Both brothers marched at Unite the Right. Photographs reviewed by The Daily Beast reveal they entered the rally in a column led by William Fears, one of the Spencer followers accused of conspiring to shoot anti-Spencer protesters in Florida last year. (Charges against Fears were later dropped.) The brothers were also photographed standing behind Fields, who in turn, was photographed that day standing next to Taylor Wilson, a neo-Nazi who would go on to attempt to hijack an Amtrak train in an act of anti-black terrorism.
After Fields was accused of murder at Unite the Right, much of the open white nationalist community abandoned in-person demonstrations. Both Clark brothers appeared to limit their attacks to the internet, where they posted violently racist and anti-Semitic memes on Twitter and Gab.
Bowers, the alleged Pittsburgh murderer, appeared to announce the massacre on Gab. After a series of extreme anti-Semitic posts, Bowers announced that he was “going in,” and entered the synagogue with a gun shortly thereafter.
Jeffrey Clark cheer-leaded the attack from his own Gab account. “fucking kikes that got shot by the hero #RobertBowers were all active supporters of pedophilia,” he wrote, “and every last one of them deserved exactly what happened to them and so much worse.”

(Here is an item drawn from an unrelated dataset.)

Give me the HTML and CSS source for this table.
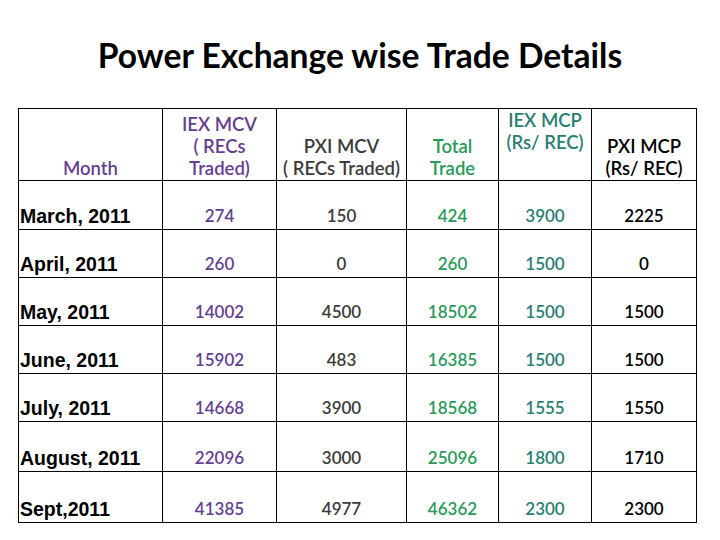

He and Bowers were friends on Gab, the according to the criminal complaint. Edward Clark, also a Gab user, appeared have been familiar with Bowers as well.
“Within hours after Bowers’ fatal attack on the Tree-of-life Synagogue, news media outlets and online sources reported that Gab was cooperating with federal law enforcement authorities in their investigation of Bowers,” the criminal complaint reads.
By 12:45 that afternoon, Edward fatally shot himself. Days later, Jeffrey Clark told a family member “that he expected the FBI to ‘show up’ because of his contacts with Bowers on Gab,” according to the criminal complaint.
The family member told investigators that Clark said Vanguard America hadn’t broke the law, “but at some point if a line gets crossed, I would be violent, everyone has a line, including you.”